La gente es pesada y cansina. E incongruente. Y a la gente le encanta meterse en
lo que no le incumbe. Les cuento una historia, hace muchos años, en el pueblo
donde pasaba mis vacaciones, había un tonto. Quiero decir, en todos los pueblos
hay un tonto, y ojo, si usted no sabe quién es, es porque, entonces, el tonto de su
pueblo es usted. Pero continuemos, el pobre Manolo en aquellos años debía
andar entre los treintas y los setentas, era un adulto hecho y derecho a la vista de
los niños desharrapados que vivíamos los estíos empeñados en desmontar la paz
y la calma de las calles silenciosas a base de gritos y derrapes de bicicletas.
Manolo se pasaba los días caminando por el pueblo, igual te lo encontrabas
arriba, en el camino al cementerio, que en la Rodera, o abajo en el río, apoyado en
el pretil del puente.
Manolo recogía trocitos de cordel, de hilo, de estambre o de cuerda, pedacitos
perdidos en el suelo, o llevados por la brisa hasta sus pies, los recogía y los
limpiaba soplándolos con fuerza, y luego se los embutía en la nariz para
guardarlos. Allí tenía su reserva de cordeles para cuando se le deshacían los que
tenía siempre entre los dedos, eternamente entre los dedos, dándoles vueltas,
anudándolos y desanudándolos. En un juego de prestidigitación que yo imaginaba
infinito. Manolo hablaba poco y todos los niños le teníamos algo de miedo.
Solo se dirigía a los padres, y sobre todo a aquellos a los que veía con niños
pequeños, se acercaba y les soltaba a bocajarro: “¿Porqué no tiras al niño al
tejado y le prendemos fuego a la casa?” Los que ya lo conocían le decían
cualquier frase para salir del paso y para que se alejara de los bebés. No era
peligroso, todos lo sabíamos. Pero para una madre primeriza un tipo grandón
sugiriendo que su hija fuera arrojada al techo de una casa y que se prendiera
fuego al edificio, pues no era tranquilizador, como pueden ustedes imaginarse.
El hecho es que Manolo ha quedado en mi galería de personajes preferidos. Lo
tengo allí guardado al lado de la señora Joaquina y de mi vecino del primero.

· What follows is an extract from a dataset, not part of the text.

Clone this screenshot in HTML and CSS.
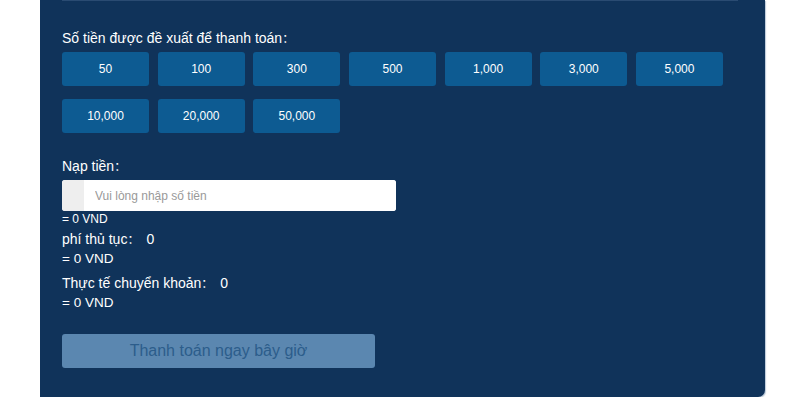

Pero
de esos ya les hablaré en otra ocasión.
Empecé esta columna diciendo que la gente es muy cansina, y me reitero; y la
mayor parte de ellos tienen, aunque no quieran reconocerlo, un Manolo interior.
Cuando estás soltera y no tienes hijos te amargan la vida a preguntas
impertinentes acerca de tu reloj interno, (les juro que yo nunca escuché ningún tic
tac en ningún sitio) y de arroces pasados y trenes que te dejarán esperando en el
apeadero. Pero luego, cuando por fin decides parir un pequeño trozo de carne con
ojos, Manolo sale a relucir. Y la gente que te rodea parece que desea que lances a
tu bebé babeante al techo de la casa bellavistina o sanfranciscana (de las pocas
que quedan) más cercana, y le prendas fuego.
Yo, lo acepto, soy Manolo. A mí los niños solo me gustan en dos versiones: los
míos y los que están lejos. Pero tampoco voy a preguntarte que porqué no tienes
progenie. Que los consejos no pedidos sobre maternidad y crianza deberían estar
incluidos en la ley sobre piropos, son acoso, y a la madre no le importa en
absoluto su opinión, personaja.
Que la mayor parte de las veces la mejor pregunta es la que no se hace y el mejor
comentario es aquel en el cual te metes la lengua en el culo.